Thursday, December 21, 2017

10 Years

10 years
It’s bleak outside today , especially bleak because i’m looking out at the ocean and the ferry is particularly crowded , i’m boxed in listening to some 30 somethings having a pissing contest on who has the best-est newest greatest thing, gadget, kitchen , kids etc. i’m feeling a bit trapped and my only option seems to be to stand out on the deck and just soak up the rain , enjoy the solitude yet i know i would just cry to myself and wonder how it is possible that 10 years ago i was in an ambulance heading for Children hospital bewildered and gobsmacked at how i could possibly be here only half knowing what our fate held (diagnosis confirmation day) . I may have been like one of those 30 somethings ( ok 40 somethings ) 10 years ago , how i would have disliked her now, how vanilla my life was, how surface and pleasantnville i could have been and how i would have chosen to stay “her” i guess... not saying i’m any better of a person , i’m just a bit more of a contradiction then i was before , i just have more information now , i know the truly yucky parts of myself , my faith , my marriage, a marriage and a faith that has been tested to the brink and while it doesn't follow recognizable paths anymore it is a newly carved , newly defined marking of a trail. We dance a new dance now and are learning not to step on each others feet , we’re getting there ... this world is a tough place to be for so many , i wonder if it’s been tough in some way for these 30 something next to me , maybe they’re really good at puttin on a facade , maybe it’s gonna sneak up on them one rainy normal December day. Life is a head shaker , you wonder how some people go through so much S#$% and others, no better , no worse, seem to skate by. It’s cruel out there lately , a child that lived through war-torn Syria fleas to a safe country and gets hit by a bus in first world country , wth? an officer murdered over a stolen car , children fighting cancer for the 2nd 3rd forth time and some don’t make it at all. C’mon tell me where the playing field is even . I know now that sunshine and rain come from the same sky and it all depends where on earth you happen to be walking .

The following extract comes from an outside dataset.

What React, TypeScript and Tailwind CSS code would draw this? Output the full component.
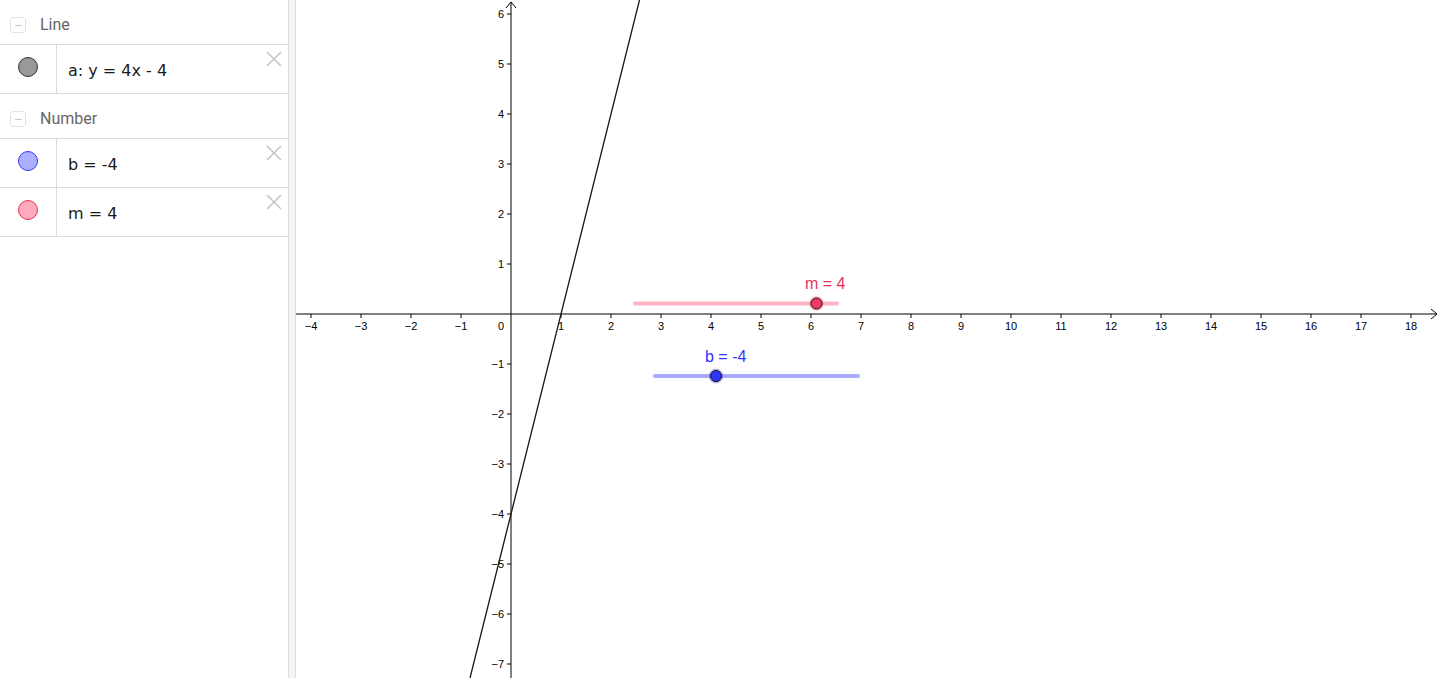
import React from "react";

const OX = 511;
const OY = 314;
const U = 50;

const xTicks = Array.from({ length: 23 }, (_, i) => i - 4).filter((n) => n !== 0);
const yTicks = Array.from({ length: 14 }, (_, i) => 6 - i).filter((n) => n !== 0);

const fmt = (n: number) => (n < 0 ? `\u2212${-n}` : `${n}`);

function CloseIcon() {
  return (
    <svg width="16" height="16" viewBox="0 0 16 16" className="text-[#c4c4c4]">
      <path d="M1 1 L15 15 M15 1 L1 15" stroke="currentColor" strokeWidth="1.5" fill="none" />
    </svg>
  );
}

function GroupHeader({ title }: { title: string }) {
  return (
    <div className="flex h-[44px] items-center pt-[6px]">
      <div className="ml-[10px] flex h-[16px] w-[16px] items-center justify-center rounded-[3px] border border-[#e3e3e3]">
        <div className="h-[1px] w-[7px] bg-[#c8c8c8]" />
      </div>
      <span className="ml-[14px] font-['Roboto',sans-serif] text-[16px] text-[#666]">{title}</span>
    </div>
  );
}

interface RowProps {
  label: string;
  fill: string;
  stroke: string;
  top?: boolean;
}

function ObjectRow({ label, fill, stroke, top }: RowProps) {
  return (
    <div className={`flex border-b border-[#dcdcdc] ${top ? "h-[50px] border-t" : "h-[49px]"}`}>
      <div className="flex w-[57px] items-start justify-center border-r border-[#dcdcdc] pt-[12px]">
        <div
          className="h-[20px] w-[20px] rounded-full border"
          style={{ background: fill, borderColor: stroke }}
        />
      </div>
      <div className="relative flex-1">
        <span className="absolute left-[11px] top-[17px] font-['DejaVu_Sans',sans-serif] text-[16px] leading-[18px] text-[#1a1a1a]">
          {label}
        </span>
        <div className="absolute right-[6px] top-[6px]">
          <CloseIcon />
        </div>
      </div>
    </div>
  );
}

function Graph() {
  const lineTop = { x: OX + ((OY / U + 4) / 4) * U, y: 0 };
  const lineBot = { x: OX + (((OY - 678) / U + 4) / 4) * U, y: 678 };
  return (
    <svg
      width="1144"
      height="678"
      viewBox="296 0 1144 678"
      className="block"
      style={{ fontFamily: '"Liberation Sans", Arial, sans-serif' }}
    >
      {/* axes */}
      <line x1="296" y1={OY} x2="1437" y2={OY} stroke="#000" strokeWidth="1" />
      <path d={`M1431 ${OY - 5} L1437 ${OY} L1431 ${OY + 5}`} stroke="#000" fill="none" strokeWidth="1" />
      <line x1={OX} y1="2" x2={OX} y2="678" stroke="#000" strokeWidth="1" />
      <path d={`M${OX - 5} 8 L${OX} 2 L${OX + 5} 8`} stroke="#000" fill="none" strokeWidth="1" />

      {xTicks.map((n) => {
        const x = OX + n * U;
        return (
          <g key={`x${n}`}>
            <line x1={x} y1={OY} x2={x} y2={OY + 4} stroke="#000" strokeWidth="1" />
            <text x={x} y={OY + 16} fontSize="11" textAnchor="middle" fill="#000">
              {fmt(n)}
            </text>
          </g>
        );
      })}
      <text x={OX - 7} y={OY + 16} fontSize="11" textAnchor="end" fill="#000">
        0
      </text>
      {yTicks.map((n) => {
        const y = OY - n * U;
        return (
          <g key={`y${n}`}>
            <line x1={OX - 4} y1={y} x2={OX} y2={y} stroke="#000" strokeWidth="1" />
            <text x={OX - 7} y={y + 4} fontSize="11" textAnchor="end" fill="#000">
              {fmt(n)}
            </text>
          </g>
        );
      })}

      {/* line a */}
      <line x1={lineTop.x} y1={lineTop.y} x2={lineBot.x} y2={lineBot.y} stroke="#1a1a1a" strokeWidth="1.3" />

      {/* slider m */}
      <line x1="635" y1="303.5" x2="837" y2="303.5" stroke="#ffb3c5" strokeWidth="4" strokeLinecap="round" />
      <circle cx="816.5" cy="303.5" r="7.5" fill="#f47c98" opacity="0.45" />
      <circle cx="816.5" cy="303.5" r="5.5" fill="#ee3a62" stroke="#111" strokeWidth="1" />
      <text x="805" y="289" fontSize="16" fill="#e8305e">
        m = 4
      </text>

      {/* slider b */}
      <line x1="655" y1="376" x2="858" y2="376" stroke="#aaaaff" strokeWidth="4" strokeLinecap="round" />
      <circle cx="716" cy="376" r="7.5" fill="#6a6ae0" opacity="0.45" />
      <circle cx="716" cy="376" r="5.5" fill="#3333ff" stroke="#111" strokeWidth="1" />
      <text x="705" y="362" fontSize="16" fill="#3333ff">
        b = -4
      </text>
    </svg>
  );
}

export default function App() {
  return (
    <div className="flex h-[678px] w-[1440px] overflow-hidden bg-white font-['Roboto',sans-serif]">
      <div className="w-[289px] shrink-0 border-r border-[#dcdcdc]">
        <GroupHeader title="Line" />
        <ObjectRow label="a: y = 4x - 4" fill="#999999" stroke="#333333" top />
        <GroupHeader title="Number" />
        <ObjectRow label="b = -4" fill="#aab0ff" stroke="#3838ff" top />
        <ObjectRow label="m = 4" fill="#ffabbd" stroke="#e8305e" />
      </div>
      <div className="w-[7px] shrink-0 border-r border-[#dcdcdc] bg-[#f4f4f4]" />
      <div className="flex-1">
        <Graph />
      </div>
    </div>
  );
}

Grief is a member of our family, it has to have a place, it gives us something to take care of , it’s a suitcase we carry around with us , one of those well worn suitcases from along ago , with stickers on it that tell the world where you’ve been , I’m not a world traveler but some days it feels like my suitcase has been all over the world and back , sometimes the thing pops open and everything comes spilling out , it can be uncomfortable and embarrassing and i have to gather up the belongings very quickly and stuff em back inside , it is hard work , it’s not like a hard job or a hard course it’s like physically carrying heaviness with you every where you go and at the end of the night you can only just lie it bedside for a few hours , wake up the next morning , thank God for another day and pick it back up and peek inside of it once in awhile just so you can touch the fragile things inside again. Some years go by and maybe you can remove a few things , lighten it up a bit , but never too much , you hate it and want it at the same time
10 Years later and lives have changed , it’s all i can say , that its’ “changed” some things are harder . some things are just clearer . People have come and gone from our lives and that’s ok , i have a few more phobias, quirks , wrinkles and cortizol and worry free parenting has never been restored ( just ask my kids) I have way more patience in some areas and wayyyy less in others. I teeter between being stoic and bawling my eyes out from moment to moment (k, maybe that’s hormones) This is not your typical sunny Christmas form letter , we are not full circle , i’m not sure that exists in this ,but i pray our kids are settled , confident beings and continue to be a little more aware of the world around them , ( judging by their career paths i think they are) that our marriage continues to know it can withstand the fire and that faith remains the foundation in it all ...and if that’s all i was able to accomplish in 10 years then that is enough.